The following script will (once the requisite function arguments have been filled in) read in the gpaw output file with path gpwfilename and write it to "path/to/output/directory". It will write out all the on-diagonal Hamiltonian blocks and off-diagonal Hamiltonian blocks for atoms within CUTOFF angstroms apart. Hamiltonian blocks with a maximum absolute value smaller than 1e-4 eV will not be written out, to prevent unnecessary data from being written out. This threshold is controllable using the block_write_threshold argument, if you wish to change it.

from pathlib import Path

from gears_h_tools.prepare_data import prepare_gpaw_slh_snapshot

prepare_gpaw_slh_snapshot(directory = Path("path/to/output/directory"),
                          gpwfilename = gpwfilename, 
                          cutoff = CUTOFF)

Parallelizing conversions

In general, you will have many training structures to convert. Here is a sample script for converting many structures in parallel:

from multiprocessing import Pool
from pathlib import Path

from gears_h_tools.prepare_data import prepare_gpaw_slh_snapshot
from tqdm import tqdm

def prepare_ith_datapoint(gpwfilename):
    prepare_gpaw_slh_snapshot(
        Path("processed_data/") / gpwfilename.parent.name,
        gpwfilename=gpwfilename, 
        cutoff=CUTOFF
    )

with Pool(24) as p:
    gpwfilelist = list(Path("path/to/gpaw/calculation/root/directory").glob("**/*.gpw"))
    for i in tqdm(
        p.imap_unordered(func=prepare_ith_datapoint, iterable=gpwfilelist),
        total=len(gpwfilelist),
    ):
        continue

This script assumes the following directory structure: in path/to/gpaw/calculation/root/directory you have distinct directories with gpw files inside of them.
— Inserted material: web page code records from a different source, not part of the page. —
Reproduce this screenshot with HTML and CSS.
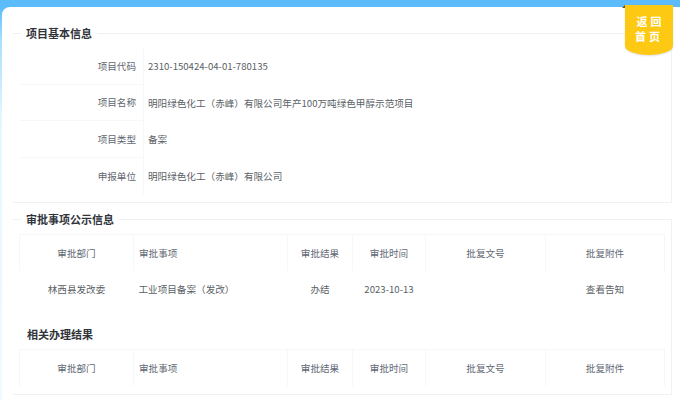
FILE: index.html
```html
<!DOCTYPE html>
<html lang="zh-CN">
<head>
  <meta charset="UTF-8" />
  <meta name="viewport" content="width=device-width, initial-scale=1.0" />
  <title>项目详情</title>
  <link rel="stylesheet" href="styles.css">
</head>
<body>
  <div class="card">
    <fieldset class="panel">
      <legend>项目基本信息</legend>
      <div class="info-row">
        <div class="info-label">项目代码</div>
        <div class="info-value">2310-150424-04-01-780135</div>
      </div>
      <div class="info-row">
        <div class="info-label">项目名称</div>
        <div class="info-value">明阳绿色化工（赤峰）有限公司年产100万吨绿色甲醇示范项目</div>
      </div>
      <div class="info-row">
        <div class="info-label">项目类型</div>
        <div class="info-value">备案</div>
      </div>
      <div class="info-row">
        <div class="info-label">申报单位</div>
        <div class="info-value">明阳绿色化工（赤峰）有限公司</div>
      </div>
    </fieldset>

    <fieldset class="panel panel-open">
      <legend>审批事项公示信息</legend>
      <table class="grid">
        <colgroup>
          <col class="col-dept"><col class="col-item"><col class="col-result">
          <col class="col-time"><col class="col-no"><col class="col-file">
        </colgroup>
        <thead>
          <tr>
            <th>审批部门</th>
            <th class="cell-left">审批事项</th>
            <th>审批结果</th>
            <th>审批时间</th>
            <th>批复文号</th>
            <th>批复附件</th>
          </tr>
        </thead>
        <tbody>
          <tr>
            <td>林西县发改委</td>
            <td class="cell-left">工业项目备案（发改）</td>
            <td>办结</td>
            <td>2023-10-13</td>
            <td></td>
            <td>查看告知</td>
          </tr>
        </tbody>
      </table>
    </fieldset>

    <div class="panel panel-plain">
      <h3 class="panel-title">相关办理结果</h3>
      <table class="grid">
        <colgroup>
          <col class="col-dept"><col class="col-item"><col class="col-result">
          <col class="col-time"><col class="col-no"><col class="col-file">
        </colgroup>
        <thead>
          <tr>
            <th>审批部门</th>
            <th class="cell-left">审批事项</th>
            <th>审批结果</th>
            <th>审批时间</th>
            <th>批复文号</th>
            <th>批复附件</th>
          </tr>
        </thead>
      </table>
    </div>
  </div>

  <a class="back-home" href="#">返回<br>首页</a>
</body>
</html>
```

FILE: styles.css
```css
body {
  margin: 0;
  font-family: "Noto Sans CJK SC", "Noto Sans", sans-serif;
  font-size: 9.6px;
  color: #5f6670;
  background: linear-gradient(to bottom, #5cbcfb 0, #5cbcfb 7px, #a9defd 40px, #e4f7ff 120px, #f0fbff 100%);
  min-height: 100vh;
}

.card {
  margin: 7px 0 0 2px;
  padding: 18px 8px 0 11px;
  background: #fff;
  border-top-left-radius: 8px;
  min-height: 375px;
}

.panel {
  margin: 0;
  padding: 7px 6px 8px 6px;
  min-width: 0;
  border: 1px solid #eef2f5;
  border-left: none;
}

.panel legend {
  margin-left: 2px;
  padding: 0 5px;
  font-size: 11px;
  line-height: 16px;
  font-weight: 700;
  color: #30343a;
}

.panel-open {
  margin-top: 8px;
  border-bottom-color: transparent;
}

.panel-plain {
  margin-top: -1px;
  padding-top: 11px;
  border-top: none;
}

.panel-title {
  margin: 0 0 7px 8px;
  font-size: 11px;
  line-height: 16px;
  font-weight: 700;
  color: #30343a;
}

.info-row {
  display: flex;
  height: 36.6px;
  align-items: stretch;
}

.info-label {
  width: 117px;
  padding-right: 7px;
  display: flex;
  align-items: center;
  justify-content: flex-end;
  border-right: 1px solid #f4f8fa;
  border-bottom: 1px solid #f6f9fb;
}

.info-row:last-child .info-label {
  border-bottom: none;
}

.info-value {
  padding-left: 4px;
  display: flex;
  align-items: center;
  color: #5a5f66;
}

.grid {
  width: 645px;
  table-layout: fixed;
  border-collapse: collapse;
}

.grid th,
.grid td {
  height: 36px;
  padding: 0;
  text-align: center;
  font-weight: 400;
}

.grid th {
  border: 1px solid #f4f8fa;
  border-bottom: none;
  color: #5f6874;
}

.grid td {
  color: #5a5f66;
}

.grid .cell-left {
  text-align: left;
  padding-left: 5px;
}

.col-dept { width: 114px; }
.col-item { width: 154px; }
.col-result { width: 65px; }
.col-time { width: 73px; }
.col-no { width: 120px; }
.col-file { width: 119px; }

.back-home {
  position: absolute;
  top: 5px;
  left: 625px;
  width: 48px;
  height: 50px;
  box-sizing: border-box;
  padding-top: 9px;
  background: #fec913;
  border-radius: 0 0 24px 24px / 0 0 9px 9px;
  box-shadow: 0 1px 2px rgba(0, 0, 0, 0.12);
  color: #fff;
  font-size: 11px;
  font-weight: 700;
  line-height: 15px;
  letter-spacing: 3px;
  text-indent: 3px;
  text-align: center;
  text-decoration: none;
}

.back-home::before {
  content: "";
  position: absolute;
  top: 0;
  left: -3px;
  border-bottom: 3px solid #6b5a1a;
  border-left: 3px solid transparent;
}
```
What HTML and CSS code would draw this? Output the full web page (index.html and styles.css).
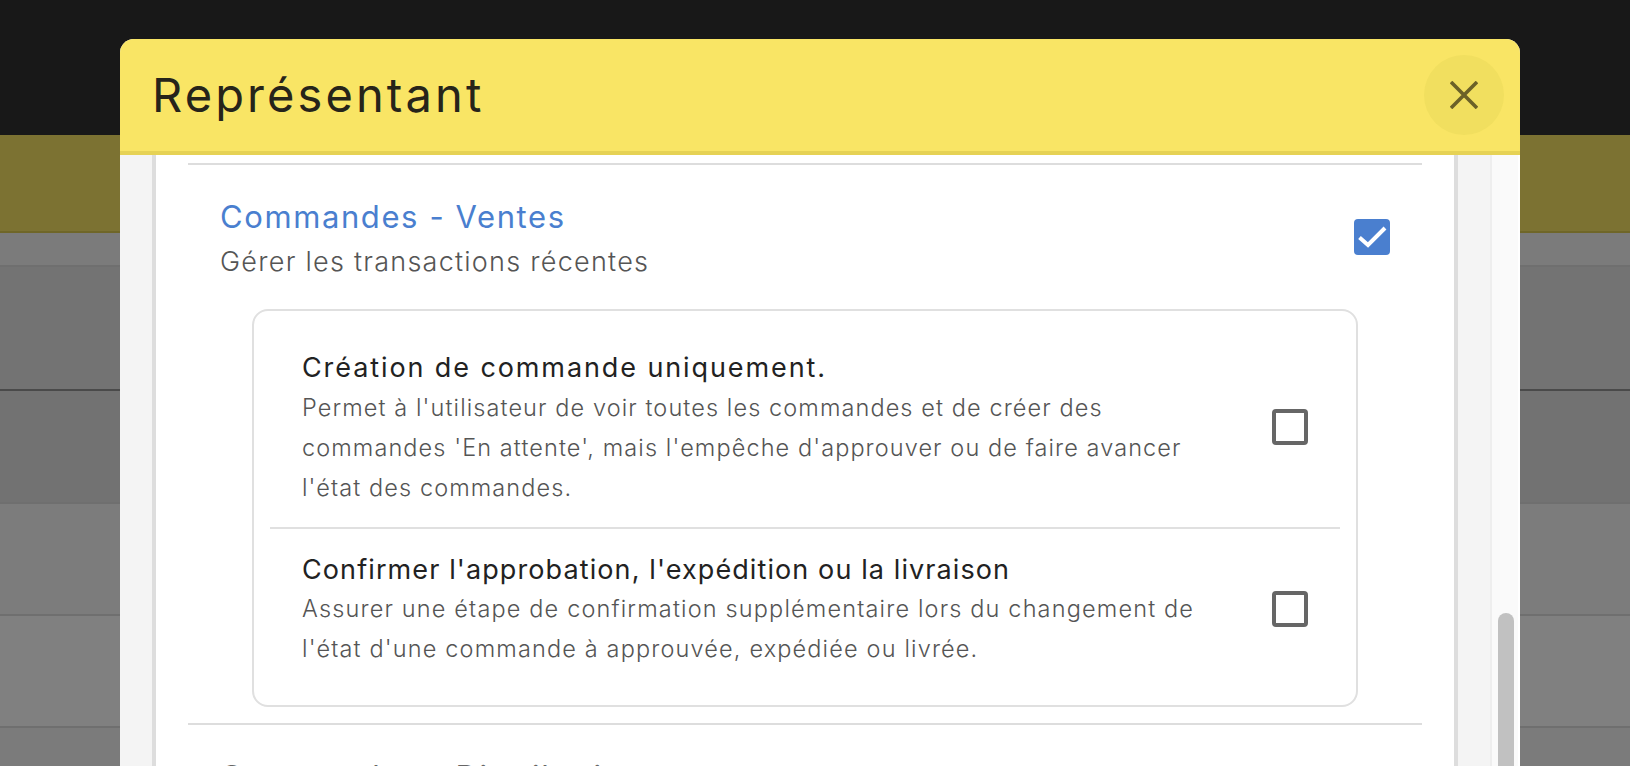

For each gpw file, it creates a directory in processed_data with the name of the folder containing the gpw file, and outputs the converted data there. The processed_data directory is the one you will point gears_h to. This script runs 24 conversions at a time, and should be run with this command: OMP_NUM_THREADS=1 python convert.py

Adjust this example script as needed for your system and use case.

Calculating $S$-matrices

When diagonalizing inferred Hamiltonians, you will need to compute the $S$-matrices for the structures. Fortunately, these are relatively light calculations, so you should be able to do them even for large systems. However, we strongly recommend you follow the speedup advice above for large structures.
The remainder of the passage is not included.